In it there is a sign saying "No #2 (no shit!) because the office
workers have to smell it.
The girls restroom was consistently dirtier than the boys and the feminine
hygiene products were slung willy-nilly all over the place.
> Was a janitor for 2 years in 1958-59 in a K - 12 school.
>
> The girls restroom was consistently dirtier than the boys and the feminine
> hygiene products were slung willy-nilly all over the place.
>
...in the girls' restroom.
>
>My grade school had no doors on any of the stalls. Was this the universal
>practice in grade schools, or some sadistic streak in our local officials?

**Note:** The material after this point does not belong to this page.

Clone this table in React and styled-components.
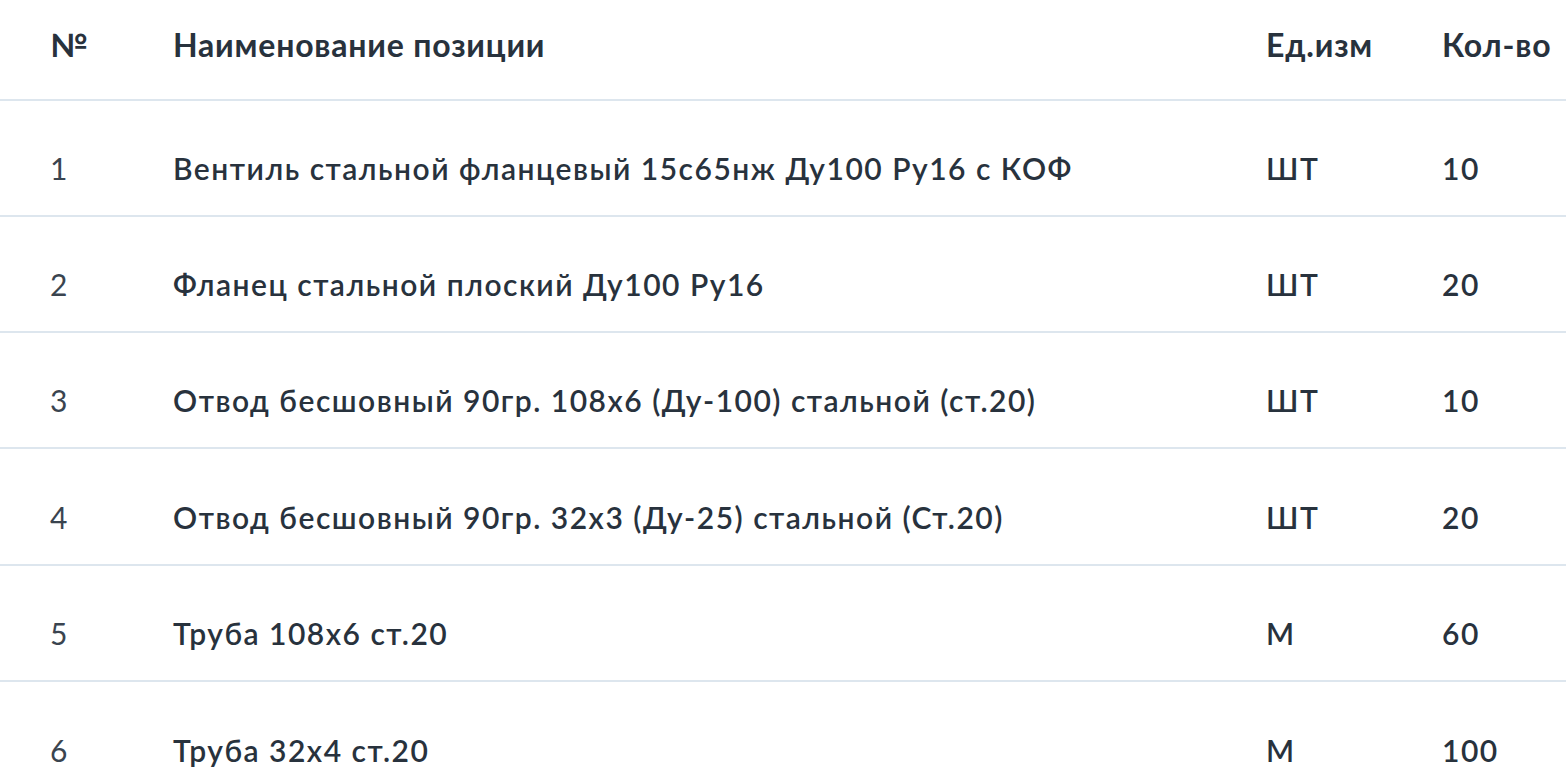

>I never could use those, except under the most urgent of conditions.
In our high school the girls had doors on the stalls but the boys didn't.

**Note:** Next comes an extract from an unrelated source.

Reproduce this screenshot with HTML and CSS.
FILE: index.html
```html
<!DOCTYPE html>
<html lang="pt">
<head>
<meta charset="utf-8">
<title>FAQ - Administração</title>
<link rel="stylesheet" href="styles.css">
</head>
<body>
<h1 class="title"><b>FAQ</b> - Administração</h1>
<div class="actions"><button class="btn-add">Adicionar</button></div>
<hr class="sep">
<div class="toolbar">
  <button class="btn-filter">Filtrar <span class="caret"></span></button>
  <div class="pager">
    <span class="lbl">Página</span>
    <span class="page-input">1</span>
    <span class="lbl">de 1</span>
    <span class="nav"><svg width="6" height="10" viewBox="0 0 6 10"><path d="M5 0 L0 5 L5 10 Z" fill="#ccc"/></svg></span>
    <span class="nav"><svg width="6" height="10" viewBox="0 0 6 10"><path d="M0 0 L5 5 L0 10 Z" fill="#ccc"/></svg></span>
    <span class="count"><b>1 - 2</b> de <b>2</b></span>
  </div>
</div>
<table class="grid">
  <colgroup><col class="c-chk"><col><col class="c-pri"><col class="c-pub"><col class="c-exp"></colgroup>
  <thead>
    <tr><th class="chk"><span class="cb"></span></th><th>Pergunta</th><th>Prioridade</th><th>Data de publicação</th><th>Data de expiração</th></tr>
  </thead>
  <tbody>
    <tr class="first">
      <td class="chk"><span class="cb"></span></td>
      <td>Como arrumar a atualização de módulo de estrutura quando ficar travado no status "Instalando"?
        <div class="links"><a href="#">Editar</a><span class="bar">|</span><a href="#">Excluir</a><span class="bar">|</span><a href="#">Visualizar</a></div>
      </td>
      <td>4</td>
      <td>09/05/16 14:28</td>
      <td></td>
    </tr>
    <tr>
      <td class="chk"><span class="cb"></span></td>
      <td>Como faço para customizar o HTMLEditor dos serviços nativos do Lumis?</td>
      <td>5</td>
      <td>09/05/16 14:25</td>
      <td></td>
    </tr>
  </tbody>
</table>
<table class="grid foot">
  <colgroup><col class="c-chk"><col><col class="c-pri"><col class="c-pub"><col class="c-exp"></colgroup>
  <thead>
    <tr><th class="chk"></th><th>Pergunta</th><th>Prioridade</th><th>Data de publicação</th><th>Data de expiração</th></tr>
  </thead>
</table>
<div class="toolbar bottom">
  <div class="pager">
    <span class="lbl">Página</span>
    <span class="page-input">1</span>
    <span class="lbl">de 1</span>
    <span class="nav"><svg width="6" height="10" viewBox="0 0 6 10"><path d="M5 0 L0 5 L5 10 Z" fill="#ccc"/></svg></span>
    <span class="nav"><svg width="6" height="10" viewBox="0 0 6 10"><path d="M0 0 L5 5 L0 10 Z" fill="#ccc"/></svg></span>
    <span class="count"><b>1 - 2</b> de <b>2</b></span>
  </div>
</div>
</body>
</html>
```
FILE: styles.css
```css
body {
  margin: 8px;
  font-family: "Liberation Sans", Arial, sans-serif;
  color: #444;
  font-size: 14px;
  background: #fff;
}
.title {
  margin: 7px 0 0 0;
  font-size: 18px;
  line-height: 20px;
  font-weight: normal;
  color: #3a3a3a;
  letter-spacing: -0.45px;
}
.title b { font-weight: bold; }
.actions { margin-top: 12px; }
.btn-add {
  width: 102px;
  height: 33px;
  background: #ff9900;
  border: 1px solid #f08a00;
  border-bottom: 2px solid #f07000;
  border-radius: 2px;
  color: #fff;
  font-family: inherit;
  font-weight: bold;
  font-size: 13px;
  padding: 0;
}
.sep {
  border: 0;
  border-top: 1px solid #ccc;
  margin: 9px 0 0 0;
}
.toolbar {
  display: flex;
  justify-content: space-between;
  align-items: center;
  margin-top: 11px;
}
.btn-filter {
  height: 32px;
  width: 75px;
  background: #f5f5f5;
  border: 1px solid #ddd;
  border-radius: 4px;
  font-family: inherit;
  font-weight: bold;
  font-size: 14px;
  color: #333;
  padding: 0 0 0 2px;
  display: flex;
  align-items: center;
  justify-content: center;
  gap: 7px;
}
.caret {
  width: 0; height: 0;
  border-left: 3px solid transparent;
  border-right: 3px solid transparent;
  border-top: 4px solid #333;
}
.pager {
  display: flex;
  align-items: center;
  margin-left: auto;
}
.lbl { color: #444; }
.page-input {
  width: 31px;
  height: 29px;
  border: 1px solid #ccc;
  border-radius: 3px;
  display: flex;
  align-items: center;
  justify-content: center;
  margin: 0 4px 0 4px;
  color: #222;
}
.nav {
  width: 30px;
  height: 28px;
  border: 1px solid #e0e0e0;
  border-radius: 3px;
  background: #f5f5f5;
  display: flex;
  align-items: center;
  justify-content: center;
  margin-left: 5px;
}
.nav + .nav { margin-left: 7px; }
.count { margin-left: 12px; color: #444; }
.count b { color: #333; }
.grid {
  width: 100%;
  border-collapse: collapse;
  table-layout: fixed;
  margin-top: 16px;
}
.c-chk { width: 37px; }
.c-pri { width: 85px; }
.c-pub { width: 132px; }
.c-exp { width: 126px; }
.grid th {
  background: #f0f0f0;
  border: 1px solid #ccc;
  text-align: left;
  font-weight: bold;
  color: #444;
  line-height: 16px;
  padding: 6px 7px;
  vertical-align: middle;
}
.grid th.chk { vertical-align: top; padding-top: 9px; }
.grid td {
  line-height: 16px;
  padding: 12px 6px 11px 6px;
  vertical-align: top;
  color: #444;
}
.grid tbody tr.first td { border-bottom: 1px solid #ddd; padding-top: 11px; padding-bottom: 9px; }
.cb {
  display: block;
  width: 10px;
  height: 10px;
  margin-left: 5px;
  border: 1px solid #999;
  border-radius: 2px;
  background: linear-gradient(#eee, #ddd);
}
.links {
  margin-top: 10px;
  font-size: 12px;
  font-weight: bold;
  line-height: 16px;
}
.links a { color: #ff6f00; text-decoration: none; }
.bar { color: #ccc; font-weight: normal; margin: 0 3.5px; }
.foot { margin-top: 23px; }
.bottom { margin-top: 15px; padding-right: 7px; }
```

They claimed it was a deterrent to smoking. I always suspected it was a
deterrent to masturbation. Obviously no one noticed the smoke constantly
billowing out of the girls' room. And no one smoked in the stalls, anyway.
>
>Even the teachers had to use them.
Now, at our school the teachers had their own (locked) bathrooms. You would
occasionally smell pot emanating from them.
I remember much tittering and teeheeing
>when someone would come out and say "Mr. Trainor is taking a shit!!" and
>we'd go in and sneak little peeks, walking by the stall, apparently just for
>the spectacle of seeing your teacher sitting on the john.
Everyone needs a hobby.
--
Hand me down my soup and fish
I am gonna get my wish.
>My grade school had no doors on any of the stalls. Was this the universal
>practice in grade schools, or some sadistic streak in our local officials?
Odd, I have never in my life seen stalls without doors.
>I never could use those, except under the most urgent of conditions.
At one point I was so disgusted with the state of school toilets that I
did not use them for a period of almost 6 years.